Em relação à orientação sexual, e aos preconceitos que grassam por este mundo fora em relação a isto, gostaria de partilhar um facto que se passou no nosso país e que demonstra que o amor entre pessoas do mesmo sexo existe. Um amigo meu, Carlos, português, de 40 anos, bem instalado na vida, conheceu, na América do Sul, um homem mais novo, Hugo, de 26 anos, gestor numa grande seguradora multinacional. Encontraram-se numa avenida, durante o dia, e sentiram aquilo a que chamamos “amor à primeira vista”. Falaram, voltaram a encontrar-se. Foram-se conhecendo melhor e assumiram a condição de namorados. Carlos era agente de viagens e, como tal, tinha grande facilidade em viajar e ir àquele continente. Andaram nisto dois anos. Entretanto, Hugo veio de visita a Portugal. Passou férias aqui e gostou. Voltou à América e tomou a decisão de se despedir do seu emprego invejável, por não aguentar mais estar longe de Carlos. Veio para Portugal. Hoje trabalha na restauração, numa cidade, deixando tudo o que tinha. Ambos estão bem, têm uma vida emocional estável. Acreditam um no outro e vivem juntos, partilhando a vida em comum. Como Carlos e Hugo, há muita gente, incluindo mulheres. Como é possível não querer ver dignidade nisto? É preferível esconder? É melhor estas mulheres e homens casarem e fingirem ser heterossexuais para não sofrerem a censura social e familiar?

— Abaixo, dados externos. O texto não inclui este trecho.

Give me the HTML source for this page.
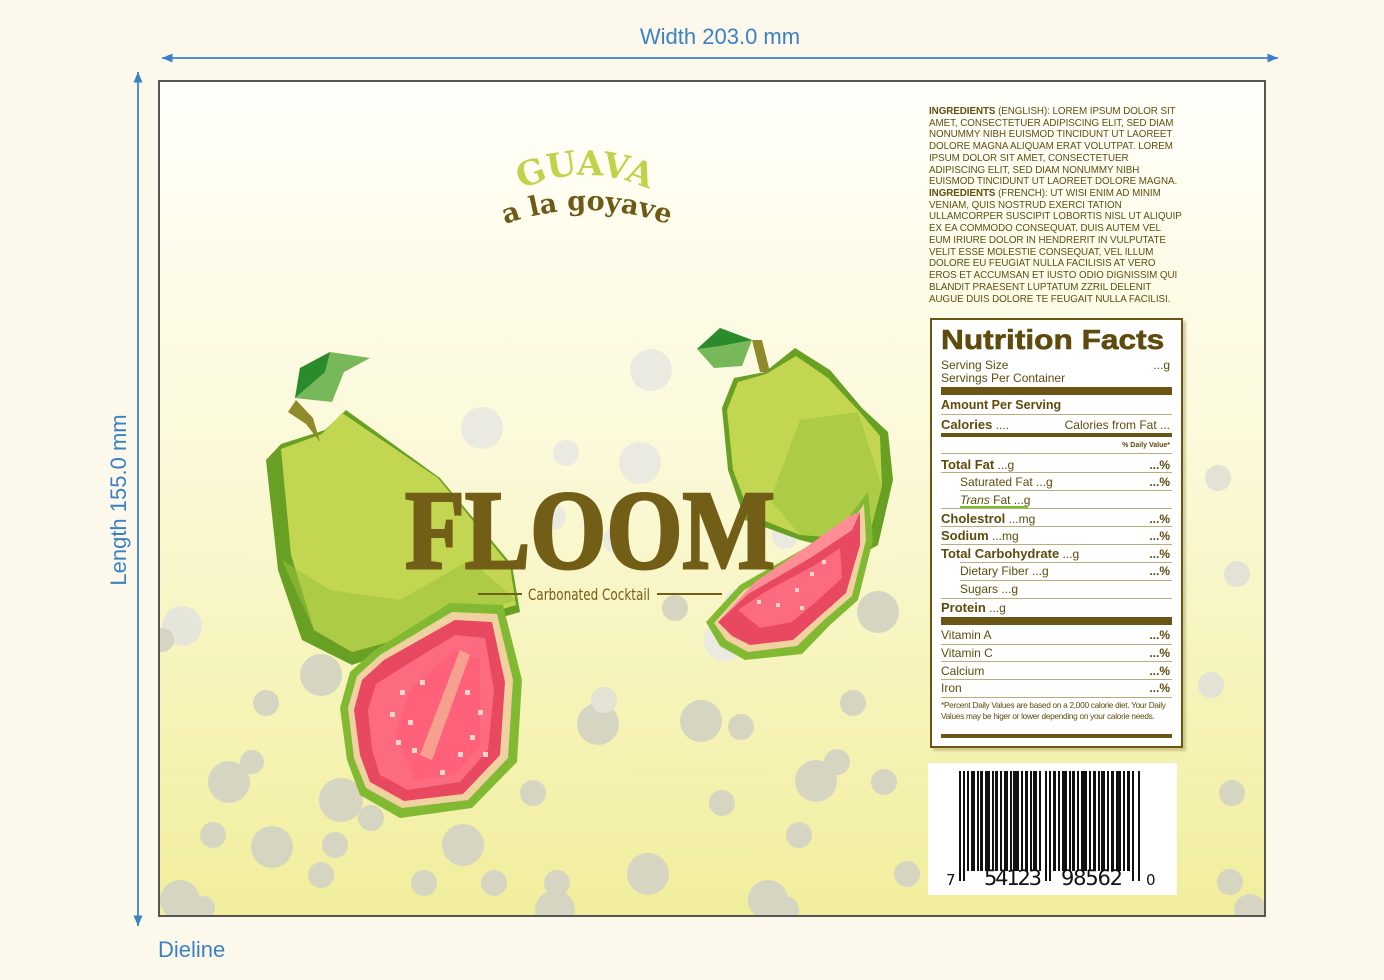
<!DOCTYPE html>
<html><head><meta charset="utf-8"><style>
*{margin:0;padding:0;box-sizing:border-box}
body{width:1384px;height:980px;background:#fcf8ec;position:relative;overflow:hidden;font-family:"Liberation Sans",sans-serif}
.a{position:absolute;white-space:nowrap}
.ing{position:absolute;left:929px;top:106px;font-size:9.8px;line-height:11.72px;color:#5f4f0e;letter-spacing:-0.05px;white-space:nowrap}
.nf{position:absolute;left:930px;top:318px;width:253px;height:430px;background:#fff;border:2px solid #6b5514;box-shadow:3px 3px 2px rgba(150,140,80,.4)}
.nf .a{color:#5e4b0d;font-size:12px}
.b{font-weight:bold}
.ln{position:absolute;height:1px;background:#b9ad80}
.bar{position:absolute;background:#6b5514;left:9px;width:231px}
.r{right:11px}
</style></head><body>
<svg class="a" style="left:0;top:0" width="1384" height="980">
<defs>
<linearGradient id="bg" x1="0" y1="0" x2="0" y2="1"><stop offset="0" stop-color="#fffffb"/><stop offset=".45" stop-color="#fbf9d8"/><stop offset="1" stop-color="#f1ee9c"/></linearGradient>
<marker id="ar" markerWidth="8" markerHeight="8" refX="7" refY="4" orient="auto"><path d="M0,1 L7,4 L0,7" fill="#3a82c4"/></marker>
<clipPath id="cl"><rect x="160" y="82" width="1104" height="833"/></clipPath>
</defs>
<line x1="162" y1="58" x2="1278" y2="58" stroke="#3a82c4" stroke-width="1.5" marker-end="url(#ar)"/>
<line x1="1278" y1="58" x2="162" y2="58" stroke="#3a82c4" stroke-width="1.5" marker-end="url(#ar)"/>
<line x1="138" y1="72" x2="138" y2="926" stroke="#3a82c4" stroke-width="1.5" marker-end="url(#ar)"/>
<line x1="138" y1="926" x2="138" y2="72" stroke="#3a82c4" stroke-width="1.5" marker-end="url(#ar)"/>
<text x="720" y="44" font-size="22" fill="#3a82c4" text-anchor="middle" font-family="Liberation Sans">Width 203.0 mm</text>
<text x="126" y="500" font-size="22" fill="#3a82c4" text-anchor="middle" font-family="Liberation Sans" transform="rotate(-90 126 500)">Length 155.0 mm</text>
<text x="158" y="957" font-size="22" fill="#3a82c4" font-family="Liberation Sans">Dieline</text>
<rect x="159" y="81" width="1106" height="835" fill="url(#bg)" stroke="#555" stroke-width="2"/>
<g clip-path="url(#cl)">
<g fill="#d6d5c2">
<circle cx="182" cy="626" r="20" fill="#e6e5da"/><circle cx="321" cy="675" r="21"/><circle cx="266" cy="703" r="13"/><circle cx="229" cy="782" r="21"/><circle cx="252" cy="762" r="12"/><circle cx="213" cy="835" r="13"/><circle cx="272" cy="847" r="21"/><circle cx="341" cy="800" r="22"/><circle cx="371" cy="818" r="13"/><circle cx="335" cy="845" r="13"/><circle cx="321" cy="875" r="13"/><circle cx="180" cy="900" r="20"/><circle cx="203" cy="908" r="12"/><circle cx="162" cy="640" r="12"/>
<circle cx="424" cy="883" r="13"/><circle cx="463" cy="845" r="21"/><circle cx="494" cy="883" r="13"/><circle cx="533" cy="793" r="13"/><circle cx="557" cy="883" r="13"/><circle cx="555" cy="910" r="20"/><circle cx="648" cy="874" r="21"/><circle cx="598" cy="724" r="21"/><circle cx="604" cy="700" r="13" fill="#e3e2d4"/><circle cx="701" cy="721" r="21"/><circle cx="741" cy="727" r="13"/><circle cx="722" cy="803" r="13"/><circle cx="799" cy="835" r="13"/><circle cx="816" cy="781" r="21"/><circle cx="837" cy="762" r="13"/><circle cx="884" cy="782" r="13"/><circle cx="907" cy="874" r="13"/><circle cx="768" cy="900" r="20"/><circle cx="785" cy="910" r="14"/><circle cx="853" cy="703" r="13"/><circle cx="878" cy="612" r="21"/><circle cx="675" cy="608" r="13"/>
<circle cx="1232" cy="793" r="13"/><circle cx="1211" cy="685" r="13" fill="#e3e2d4"/><circle cx="1237" cy="574" r="13" fill="#e3e2d4"/><circle cx="1218" cy="478" r="13" fill="#e3e2d4"/><circle cx="1230" cy="882" r="13"/><circle cx="1250" cy="910" r="16"/>
</g>
<g fill="#ebeae0">
<circle cx="651" cy="370" r="21"/><circle cx="482" cy="428" r="21"/><circle cx="640" cy="463" r="21"/><circle cx="566" cy="453" r="13"/><circle cx="616" cy="540" r="13"/><circle cx="553" cy="517" r="13"/><circle cx="743" cy="608" r="21"/><circle cx="725" cy="640" r="21"/><circle cx="785" cy="536" r="13"/>
</g>
<!-- left guava -->
<polygon points="266,460 281,444 325,430 346,410 440,478 512,565 520,612 440,635 352,665 302,640 278,570" fill="#67a022"/>
<polygon points="281,449 322,434 342,413 438,478 510,566 516,605 440,628 352,652 314,630 291,555" fill="#c3d652"/>
<polygon points="282,560 330,590 400,600 470,560 516,600 440,628 352,652 314,630" fill="#9cc23e" opacity=".55"/>
<path d="M320,442 L306,424 L288,412 L296,400 L313,418 Z" fill="#8f8a2c"/>
<polygon points="295,398 300,368 330,352 370,358 344,372 332,402" fill="#77b85a"/>
<polygon points="295,398 300,368 330,352 325,372" fill="#2b8a2c"/>
<!-- right guava -->
<polygon points="734,378 765,372 795,348 830,370 862,408 888,432 893,480 878,545 860,555 800,540 745,520 728,470 722,408" fill="#67a022"/>
<polygon points="738,382 766,374 796,356 828,378 858,410 880,436 882,486 868,540 800,535 750,515 733,470 727,410" fill="#c3d652"/>
<polygon points="800,420 858,412 882,486 868,540 800,535 770,500" fill="#9cc23e" opacity=".55"/>
<path d="M770,372 L762,340 L752,340 L760,372 Z" fill="#8f8a2c"/>
<polygon points="697,349 720,328 752,340 742,366 714,368" fill="#77b85a"/>
<polygon points="697,349 720,328 752,340 720,346" fill="#2b8a2c"/>
<!-- left slice -->
<polygon points="340,708 350,672 375,650 450,603 503,605 522,680 517,762 472,808 400,818 360,795 347,760" fill="#82b933"/>
<polygon points="348,708 357,676 380,655 452,612 497,614 513,680 508,758 468,800 402,808 366,788 354,758" fill="#f0d2a0"/>
<polygon points="354,710 362,680 384,660 455,620 492,622 505,682 500,755 463,794 404,801 370,782 360,755" fill="#e84860"/>
<polygon points="368,710 376,684 398,670 455,635 485,638 494,690 488,750 460,782 408,790 380,775 372,750" fill="#fc6b80"/>
<polygon points="395,735 410,690 455,650 480,660 480,745 455,775 415,780" fill="#ff5d76" opacity=".7"/>
<polygon points="420,755 460,650 470,655 432,760" fill="#f7a090"/>
<g fill="#ffd6cc"><rect x="400" y="690" width="5" height="5"/><rect x="390" y="712" width="5" height="5"/><rect x="408" y="720" width="5" height="5"/><rect x="396" y="740" width="5" height="5"/><rect x="412" y="748" width="5" height="5"/><rect x="420" y="680" width="5" height="5"/><rect x="465" y="690" width="5" height="5"/><rect x="478" y="710" width="5" height="5"/><rect x="470" y="735" width="5" height="5"/><rect x="458" y="752" width="5" height="5"/><rect x="440" y="770" width="5" height="5"/><rect x="483" y="752" width="5" height="5"/></g>
<!-- right slice -->
<polygon points="706,622 740,585 805,548 848,518 868,492 873,540 858,600 830,625 802,654 745,660 720,646" fill="#82b933"/>
<polygon points="714,623 744,590 808,554 850,525 864,504 866,540 852,596 824,620 797,646 748,652 726,640" fill="#f0d2a0"/>
<polygon points="718,622 748,594 810,558 852,530 860,512 860,545 846,593 820,616 793,640 750,645 732,636" fill="#e84860"/>
<polygon points="738,610 765,592 815,565 840,548 842,578 818,600 792,622 760,628" fill="#fc6b80"/>
<polygon points="718,622 748,594 810,558 852,530 860,512 850,516 805,548 755,582" fill="#ff8d96"/>
<g fill="#ffd6cc"><rect x="757" y="600" width="4" height="4"/><rect x="776" y="603" width="4" height="4"/><rect x="795" y="588" width="4" height="4"/><rect x="810" y="572" width="4" height="4"/><rect x="822" y="560" width="4" height="4"/><rect x="800" y="606" width="4" height="4"/></g>
</g>
<!-- title -->
<path id="arc1" d="M515,192 Q585,158 655,192" fill="none"/>
<text font-family="DejaVu Serif" font-weight="bold" font-size="34" fill="#bfd24a"><textPath href="#arc1" startOffset="50%" text-anchor="middle">GUAVA</textPath></text>
<path id="arc2" d="M490,230 Q585,190 684,230" fill="none"/>
<text font-family="DejaVu Serif" font-weight="bold" font-size="27" fill="#6e5a15"><textPath href="#arc2" startOffset="50%" text-anchor="middle">a  la  goyave</textPath></text>
<text x="405" y="568" font-family="Liberation Serif" font-weight="bold" font-size="112" fill="#735e18" stroke="#735e18" stroke-width="3" textLength="370" lengthAdjust="spacingAndGlyphs">FLOOM</text>
<line x1="478" y1="594" x2="522" y2="594" stroke="#735e18" stroke-width="2"/>
<line x1="657" y1="594" x2="722" y2="594" stroke="#735e18" stroke-width="2"/>
<text x="589" y="600" font-family="DejaVu Sans Condensed, Liberation Sans Narrow, sans-serif" font-size="16" fill="#735e18" text-anchor="middle" textLength="122" lengthAdjust="spacingAndGlyphs">Carbonated Cocktail</text>
<!-- barcode -->
<rect x="928" y="763" width="249" height="132" fill="#fff"/>
<g fill="#111">
<rect x="959" y="771" width="2" height="110"/><rect x="963" y="771" width="2" height="110"/>
<rect x="967" y="771" width="2" height="100"/><rect x="971" y="771" width="4" height="100"/><rect x="977" y="771" width="2" height="100"/><rect x="980" y="771" width="3" height="100"/><rect x="985" y="771" width="5" height="100"/><rect x="992" y="771" width="2" height="100"/><rect x="995" y="771" width="3" height="100"/><rect x="1000" y="771" width="2" height="100"/><rect x="1004" y="771" width="4" height="100"/><rect x="1010" y="771" width="2" height="100"/><rect x="1013" y="771" width="6" height="100"/><rect x="1021" y="771" width="2" height="100"/><rect x="1025" y="771" width="3" height="100"/><rect x="1030" y="771" width="2" height="100"/><rect x="1033" y="771" width="4" height="100"/><rect x="1039" y="771" width="2" height="100"/>
<rect x="1045" y="771" width="2" height="110"/><rect x="1049" y="771" width="2" height="110"/>
<rect x="1053" y="771" width="3" height="100"/><rect x="1058" y="771" width="2" height="100"/><rect x="1062" y="771" width="5" height="100"/><rect x="1069" y="771" width="2" height="100"/><rect x="1072" y="771" width="3" height="100"/><rect x="1077" y="771" width="2" height="100"/><rect x="1081" y="771" width="6" height="100"/><rect x="1089" y="771" width="2" height="100"/><rect x="1093" y="771" width="3" height="100"/><rect x="1098" y="771" width="2" height="100"/><rect x="1101" y="771" width="4" height="100"/><rect x="1107" y="771" width="2" height="100"/><rect x="1111" y="771" width="3" height="100"/><rect x="1116" y="771" width="5" height="100"/><rect x="1123" y="771" width="2" height="100"/><rect x="1127" y="771" width="3" height="100"/>
<rect x="1132" y="771" width="2" height="110"/><rect x="1138" y="771" width="2" height="110"/>
</g>
<rect x="980" y="871" width="62" height="14" fill="#fff"/><rect x="1053" y="871" width="76" height="14" fill="#fff"/>
<g font-family="DejaVu Sans" fill="#111"><text x="946" y="885" font-size="15">7</text><text x="984" y="885" font-size="21" textLength="58">54123</text><text x="1061" y="885" font-size="21" textLength="62">98562</text><text x="1146" y="885" font-size="15">0</text></g>
</svg>
<div class="ing"><b>INGREDIENTS</b> (ENGLISH): LOREM IPSUM DOLOR SIT<br>AMET, CONSECTETUER ADIPISCING ELIT, SED DIAM<br>NONUMMY NIBH EUISMOD TINCIDUNT UT LAOREET<br>DOLORE MAGNA ALIQUAM ERAT VOLUTPAT. LOREM<br>IPSUM DOLOR SIT AMET, CONSECTETUER<br>ADIPISCING ELIT, SED DIAM NONUMMY NIBH<br>EUISMOD TINCIDUNT UT LAOREET DOLORE MAGNA.<br><b>INGREDIENTS</b> (FRENCH): UT WISI ENIM AD MINIM<br>VENIAM, QUIS NOSTRUD EXERCI TATION<br>ULLAMCORPER SUSCIPIT LOBORTIS NISL UT ALIQUIP<br>EX EA COMMODO CONSEQUAT. DUIS AUTEM VEL<br>EUM IRIURE DOLOR IN HENDRERIT IN VULPUTATE<br>VELIT ESSE MOLESTIE CONSEQUAT, VEL ILLUM<br>DOLORE EU FEUGIAT NULLA FACILISIS AT VERO<br>EROS ET ACCUMSAN ET IUSTO ODIO DIGNISSIM QUI<br>BLANDIT PRAESENT LUPTATUM ZZRIL DELENIT<br>AUGUE DUIS DOLORE TE FEUGAIT NULLA FACILISI.</div>
<div class="nf">
<div class="a b" style="left:9px;top:4px;font-size:28px;color:#5e4b0d;transform:scaleX(1.13);transform-origin:left;-webkit-text-stroke:0.6px #5e4b0d">Nutrition Facts</div>
<div class="a" style="left:9px;top:38px">Serving Size</div><div class="a r" style="top:38px">...g</div>
<div class="a" style="left:9px;top:51px">Servings Per Container</div>
<div class="bar" style="top:67px;height:8px"></div>
<div class="a b" style="left:9px;top:78px;font-size:12.5px">Amount Per Serving</div>
<div class="ln" style="left:9px;width:231px;top:94px"></div>
<div class="a" style="left:9px;top:97px"><b style="font-size:13px">Calories</b> ....</div><div class="a r" style="top:98px">Calories from Fat ...</div>
<div class="bar" style="top:113px;height:4px"></div>
<div class="a b r" style="top:122px;font-size:7px!important">% Daily Value*</div>
<div class="ln" style="left:9px;width:231px;top:133px"></div>
<div class="a" style="left:9px;top:137px"><b style="font-size:13px">Total Fat</b> ...g</div><div class="a b r" style="top:138px">...%</div>
<div class="ln" style="left:9px;width:231px;top:152px"></div>
<div class="a" style="left:28px;top:155px">Saturated Fat ...g</div><div class="a b r" style="top:155px">...%</div>
<div class="ln" style="left:28px;width:212px;top:170px"></div>
<div class="a" style="left:28px;top:173px"><i>Trans</i> Fat ...g</div>
<div style="position:absolute;left:28px;top:186px;width:68px;height:2px;background:#7fc030"></div>
<div class="ln" style="left:9px;width:231px;top:188px"></div>
<div class="a" style="left:9px;top:191px"><b style="font-size:13px">Cholestrol</b> ...mg</div><div class="a b r" style="top:192px">...%</div>
<div class="ln" style="left:9px;width:231px;top:206px"></div>
<div class="a" style="left:9px;top:208px"><b style="font-size:13px">Sodium</b> ...mg</div><div class="a b r" style="top:209px">...%</div>
<div class="ln" style="left:9px;width:231px;top:224px"></div>
<div class="a" style="left:9px;top:226px"><b style="font-size:13px">Total Carbohydrate</b> ...g</div><div class="a b r" style="top:227px">...%</div>
<div class="ln" style="left:28px;width:212px;top:242px"></div>
<div class="a" style="left:28px;top:244px">Dietary Fiber ...g</div><div class="a b r" style="top:244px">...%</div>
<div class="ln" style="left:28px;width:212px;top:260px"></div>
<div class="a" style="left:28px;top:262px">Sugars ...g</div>
<div class="ln" style="left:9px;width:231px;top:278px"></div>
<div class="a" style="left:9px;top:280px"><b style="font-size:13px">Protein</b> ...g</div>
<div class="bar" style="top:297px;height:8px"></div>
<div class="a" style="left:9px;top:308px">Vitamin A</div><div class="a b r" style="top:308px">...%</div>
<div class="ln" style="left:9px;width:231px;top:324px"></div>
<div class="a" style="left:9px;top:326px">Vitamin C</div><div class="a b r" style="top:326px">...%</div>
<div class="ln" style="left:9px;width:231px;top:341px"></div>
<div class="a" style="left:9px;top:344px">Calcium</div><div class="a b r" style="top:344px">...%</div>
<div class="ln" style="left:9px;width:231px;top:359px"></div>
<div class="a" style="left:9px;top:361px">Iron</div><div class="a b r" style="top:361px">...%</div>
<div class="ln" style="left:9px;width:231px;top:377px"></div>
<div class="a" style="left:9px;top:380px;font-size:8.3px!important;line-height:11px;letter-spacing:-0.3px;white-space:normal;width:228px">*Percent Daily Values are based on a 2,000 calorie diet. Your Daily Values may be higer or lower depending on your calorie needs.</div>
<div class="bar" style="top:414px;height:4px"></div>
</div>
</body></html>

Obviamente que não. Mas há um longo caminho a percorrer nas mentalidades das pessoas, nas escolas, nos professores, nos pais, no cidadão comum do bairro, nos órgãos de comunicação social e nas instituições em geral. Basta pensar que apenas no início dos anos 90 é que a Organização Mundial de Saúde retirou a homossexualidade da sua lista de doenças de foro psiquiátrico. Logo, a homossexualidade deixou de ser considerada uma doença. Tem havido, de facto, evoluções. Seria desonesto negá-lo, mas ainda há muito por fazer. A educação (em casa, na escola, na informação dos media) tem um papel de charneira. Os pais, os educadores e professores, os profissionais da comunicação social têm de inverter esta situação e integrar este fenómeno na nossa realidade quotidiana, como uma forma de amor natural e com direito ao respeito de todos. Caso contrário, estaremos a permitir que se continue a escarnecer pessoas que apenas querem ser livres, amar e ser amadas.